[Stored records]
## begin
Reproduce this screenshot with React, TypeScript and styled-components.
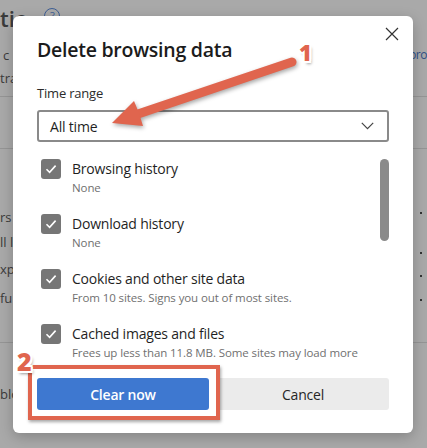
import React from "react";
import styled, { createGlobalStyle } from "styled-components";

const GlobalStyle = createGlobalStyle`
  html, body {
    margin: 0;
    padding: 0;
    background: #a9a9a9;
  }
  body {
    font-family: "Open Sans", "Noto Sans", sans-serif;
  }
`;

const ACCENT = "#e0654e";

/* ---------- dimmed page behind the dialog ---------- */

const Page = styled.div`
  position: relative;
  width: 427px;
  height: 448px;
  overflow: hidden;
  background: #a9a9a9;
  color: #3b3b3b;
`;

const PageRow = styled.div<{ h: number; line?: boolean }>`
  height: ${({ h }) => h}px;
  display: flex;
  align-items: flex-start;
  justify-content: space-between;
  box-sizing: border-box;
  border-bottom: ${({ line }) => (line ? "1px solid #959595" : "none")};
`;

const Fragment = styled.span<{ size?: number; top?: number; blue?: boolean; bold?: boolean }>`
  font-size: ${({ size }) => size ?? 13}px;
  font-weight: ${({ bold }) => (bold ? 600 : 400)};
  margin-top: ${({ top }) => top ?? 0}px;
  color: ${({ blue }) => (blue ? "#2f4f86" : "#3b3b3b")};
  line-height: 1;
  white-space: nowrap;
`;

const Dot = styled.span<{ top: number }>`
  width: 2px;
  height: 2px;
  background: #333;
  margin-top: ${({ top }) => top}px;
  margin-right: 5px;
`;

const HelpIcon = styled.span`
  width: 14px;
  height: 14px;
  border: 1.5px solid #3d5e95;
  border-radius: 50%;
  margin: 8px 0 0 16px;
  font-size: 11px;
  line-height: 14px;
  text-align: center;
  color: #3d5e95;
`;

/* ---------- dialog ---------- */

const Dialog = styled.div`
  position: absolute;
  left: 13px;
  top: 16px;
  width: 400px;
  height: 417px;
  box-sizing: border-box;
  padding: 20px 24px 23px;
  background: #fff;
  border-radius: 6px;
  box-shadow: 0 4px 14px rgba(0, 0, 0, 0.22);
  display: flex;
  flex-direction: column;
  color: #1f1f1f;
`;

const CloseButton = styled.button`
  position: absolute;
  right: 14px;
  top: 11px;
  width: 14px;
  height: 14px;
  padding: 0;
  border: none;
  background: none;
  display: flex;
`;

const Title = styled.h2`
  margin: 0;
  font-size: 19.5px;
  letter-spacing: -0.25px;
  line-height: 28px;
  font-weight: 600;
  color: #1b1b1b;
`;

const FieldLabel = styled.div`
  margin-top: 20px;
  font-size: 13px;
  letter-spacing: -0.2px;
  line-height: 18px;
  color: #2b2b2b;
`;

const Select = styled.div`
  margin-top: 8px;
  height: 32px;
  box-sizing: border-box;
  border: 2px solid #8a8a8a;
  border-radius: 3px;
  display: flex;
  align-items: center;
  justify-content: space-between;
  padding: 0 13px 0 11px;
  font-size: 14px;
  letter-spacing: -0.2px;
  color: #1f1f1f;
`;

const ListArea = styled.div`
  position: relative;
  height: 220px;
  overflow: hidden;
  padding-top: 17px;
  box-sizing: border-box;
  display: flex;
  flex-direction: column;
  gap: 18px;
`;

const Thumb = styled.div`
  position: absolute;
  right: 0;
  top: 17px;
  width: 9px;
  height: 82px;
  border-radius: 5px;
  background: #8a8a8a;
`;

const Item = styled.div`
  display: flex;
  gap: 11px;
  padding-left: 4px;
  flex-shrink: 0;
`;

const Box = styled.span`
  width: 20px;
  height: 20px;
  border-radius: 3px;
  background: #767676;
  display: flex;
  align-items: center;
  justify-content: center;
  flex-shrink: 0;
`;

const ItemText = styled.div`
  display: flex;
  flex-direction: column;
`;

const ItemLabel = styled.span`
  font-size: 14px;
  letter-spacing: -0.2px;
  line-height: 20px;
  color: #1f1f1f;
`;

const ItemHint = styled.span`
  margin-top: 1px;
  font-size: 11.5px;
  letter-spacing: -0.1px;
  line-height: 16px;
  color: #707070;
  white-space: nowrap;
`;

const Footer = styled.div`
  margin-top: auto;
  display: flex;
  gap: 8px;
`;

const Button = styled.button<{ primary?: boolean }>`
  flex: 1;
  height: 32px;
  border: none;
  border-radius: 3px;
  font-family: inherit;
  font-size: 14px;
  letter-spacing: -0.2px;
  font-weight: ${({ primary }) => (primary ? 600 : 400)};
  background: ${({ primary }) => (primary ? "#3e78d0" : "#ebebeb")};
  color: ${({ primary }) => (primary ? "#fff" : "#262626")};
`;

/* ---------- annotations ---------- */

const Overlay = styled.svg`
  position: absolute;
  inset: 0;
  pointer-events: none;
  filter: drop-shadow(1px 2px 2px rgba(0, 0, 0, 0.35));
`;

const Step = styled.span<{ x: number; y: number; size: number }>`
  position: absolute;
  left: ${({ x }) => x}px;
  top: ${({ y }) => y}px;
  font-size: ${({ size }) => size}px;
  font-weight: 800;
  line-height: 1;
  color: ${ACCENT};
  text-shadow: -2px 0 #fff, 2px 0 #fff, 0 -2px #fff, 0 2px #fff, -2px -2px #fff,
    2px -2px #fff, -2px 2px #fff, 2px 2px #fff, 2px 3px 3px rgba(0, 0, 0, 0.4);
`;

const Highlight = styled.div`
  position: absolute;
  left: 28px;
  top: 365px;
  width: 192px;
  height: 55px;
  box-sizing: border-box;
  border: 4px solid ${ACCENT};
  box-shadow: 1px 2px 3px rgba(0, 0, 0, 0.35), inset 0 0 0 1px #fff;
`;

const items = [
  { label: "Browsing history", hint: "None" },
  { label: "Download history", hint: "None" },
  { label: "Cookies and other site data", hint: "From 10 sites. Signs you out of most sites." },
  { label: "Cached images and files", hint: "Frees up less than 11.8 MB. Some sites may load more" },
];

const Check = () => (
  <svg width="14" height="14" viewBox="0 0 14 14">
    <path d="M2.5 7.3 L5.6 10.3 L11.6 3.6" fill="none" stroke="#fff" strokeWidth="1.6" />
  </svg>
);

export default function App() {
  return (
    <>
      <GlobalStyle />
      <Page>
        <PageRow h={44}>
          <div style={{ display: "flex" }}>
            <Fragment size={22} bold top={7}>tio</Fragment>
            <HelpIcon>?</HelpIcon>
          </div>
        </PageRow>
        <PageRow h={26}>
          <Fragment top={5} style={{ marginLeft: 3 }}>c</Fragment>
          <Fragment blue size={12} top={5} style={{ letterSpacing: -0.5, marginRight: 0 }}>pro</Fragment>
        </PageRow>
        <PageRow h={27} line>
          <Fragment top={2}>tra</Fragment>
        </PageRow>
        <PageRow h={52} line />
        <PageRow h={60}>
          <span />
          <Dot top={63} />
        </PageRow>
        <PageRow h={26}>
          <Fragment top={2}>rs a</Fragment>
          <Dot top={43} />
        </PageRow>
        <PageRow h={28}>
          <Fragment top={1}>ll l</Fragment>
        </PageRow>
        <PageRow h={28}>
          <Fragment top={0}>xpe</Fragment>
          <Dot top={12} />
        </PageRow>
        <PageRow h={52} line>
          <Fragment top={1}>fu</Fragment>
          <Dot top={8} />
        </PageRow>
        <PageRow h={60}>
          <Fragment top={45}>blo</Fragment>
        </PageRow>

        <Dialog>
          <CloseButton aria-label="Close">
            <svg width="14" height="14" viewBox="0 0 14 14">
              <path d="M1 1 L13 13 M13 1 L1 13" stroke="#333" strokeWidth="1.2" />
            </svg>
          </CloseButton>
          <Title>Delete browsing data</Title>
          <FieldLabel>Time range</FieldLabel>
          <Select>
            All time
            <svg width="13" height="8" viewBox="0 0 13 8">
              <path d="M0.8 0.8 L6.5 6.6 L12.2 0.8" fill="none" stroke="#444" strokeWidth="1.2" />
            </svg>
          </Select>
          <ListArea>
            {items.map((it) => (
              <Item key={it.label}>
                <Box>
                  <Check />
                </Box>
                <ItemText>
                  <ItemLabel>{it.label}</ItemLabel>
                  <ItemHint>{it.hint}</ItemHint>
                </ItemText>
              </Item>
            ))}
            <Thumb />
          </ListArea>
          <Footer>
            <Button primary>Clear now</Button>
            <Button>Cancel</Button>
          </Footer>
        </Dialog>

        <Overlay width="427" height="448" viewBox="0 0 427 448">
          <line x1="292" y1="62" x2="138" y2="114" stroke={ACCENT} strokeWidth="9" strokeLinecap="round" />
          <polygon points="112,123 134,101 139,113 143,126" fill={ACCENT} />
        </Overlay>
        <Highlight />
        <Step x={299} y={41} size={22}>1</Step>
        <Step x={17} y={349} size={25}>2</Step>
      </Page>
    </>
  );
}
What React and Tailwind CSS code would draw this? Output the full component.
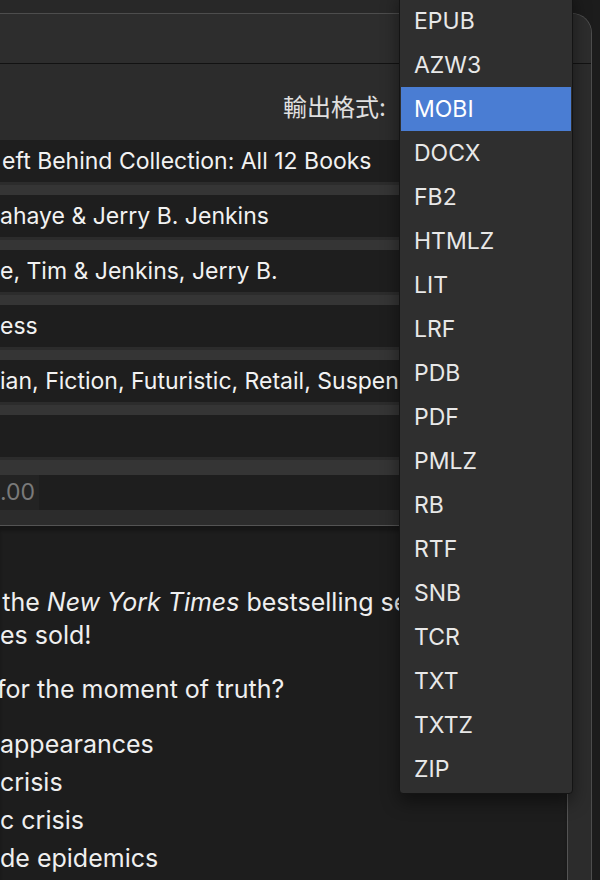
const formats = [
  'EPUB', 'AZW3', 'MOBI', 'DOCX', 'FB2', 'HTMLZ', 'LIT', 'LRF', 'PDB',
  'PDF', 'PMLZ', 'RB', 'RTF', 'SNB', 'TCR', 'TXT', 'TXTZ', 'ZIP',
];

const fields = [
  'eft Behind Collection: All 12 Books',
  'ahaye & Jerry B. Jenkins',
  'e, Tim & Jenkins, Jerry B.',
  'ess',
  'ian, Fiction, Futuristic, Retail, Suspense',
  '',
];

function FormatMenu() {
  const selected = 'MOBI';
  return (
    <div className="absolute left-[399px] top-[-10px] w-[174px] pt-[8px] pb-[2px] bg-[#2f2f2f] border border-[#141414] rounded-b-[4px] shadow-[0_8px_18px_rgba(0,0,0,0.45)]">
      {formats.map((f) => (
        <div
          key={f}
          className={
            f === selected
              ? 'h-[44px] mx-[1px] pl-[13px] flex items-center bg-[#4a7dd3] text-white'
              : 'h-[44px] mx-[1px] pl-[13px] flex items-center text-[#e8e8e8]'
          }
        >
          {f}
        </div>
      ))}
    </div>
  );
}

export default function App() {
  return (
    <div className="relative w-[600px] h-[880px] overflow-hidden bg-[#1c1c1c] font-[Inter,'Noto_Sans_CJK_TC',sans-serif] text-[23px]">
      {/* strip of the window behind */}
      <div className="h-[13px] w-[572px] bg-[#282828]" />

      <div className="w-[592px] h-[867px] rounded-tr-[20px] border-t border-r border-[#4d4d4d] bg-[#2c2c2c] overflow-hidden">
        <div className="h-[50px] bg-[#2d2d2d] border-b border-[#121212]" />

        <div className="h-[76px] flex justify-end items-start pr-[205px]">
          <span className="mt-[30px] leading-[28px] text-[24px] text-[#e0e0e0]">輸出格式:</span>
        </div>

        <div className="mr-[25px] flex flex-col">
          {fields.map((t, i) => (
            <div
              key={i}
              className={
                i === 0
                  ? 'h-[42px] bg-[#1e1e1e] flex items-center whitespace-nowrap overflow-hidden text-[#f2f2f2]'
                  : 'mt-[3px] h-[52px] border-t-[10px] border-[#353535] bg-[#1e1e1e] flex items-center whitespace-nowrap overflow-hidden text-[#f2f2f2]'
              }
            >
              <span className={i === 0 ? 'pl-[2px]' : ''}>{t}</span>
            </div>
          ))}
          <div className="mt-[3px] h-[50px] border-t-[15px] border-[#353535] bg-[#1e1e1e] flex items-center">
            <span className="text-[#7a7a7a] bg-[#232323] pr-[4px]">.00</span>
          </div>
        </div>

        <div className="mt-[15px] mr-[23px] h-[400px] border-t border-r border-[#545454] bg-[#1d1d1d] shadow-[inset_0_5px_3px_rgba(0,0,0,0.25)] pt-[60px] text-[25px] text-[#efefef] whitespace-nowrap overflow-hidden">
          <div className="leading-[33px] ml-[-29px]">
            of the <i>New York Times</i> bestselling series
          </div>
          <div className="leading-[33px]">es sold!</div>
          <div className="mt-[21px] leading-[33px] ml-[-3px]">for the moment of truth?</div>
          <div className="mt-[19px] leading-[38px]">appearances</div>
          <div className="leading-[38px]">crisis</div>
          <div className="leading-[38px]">c crisis</div>
          <div className="leading-[38px]">de epidemics</div>
        </div>
      </div>

      <FormatMenu />
    </div>
  );
}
## end
Begin with the first line of the entries above and write out each line exactly, ending with the line containing "the dialog ---------- */". Leave out pictures.

▶ **RESULT**:
Reproduce this screenshot with React, TypeScript and styled-components.
import React from "react";
import styled, { createGlobalStyle } from "styled-components";

const GlobalStyle = createGlobalStyle`
  html, body {
    margin: 0;
    padding: 0;
    background: #a9a9a9;
  }
  body {
    font-family: "Open Sans", "Noto Sans", sans-serif;
  }
`;

const ACCENT = "#e0654e";

/* ---------- dimmed page behind the dialog ---------- */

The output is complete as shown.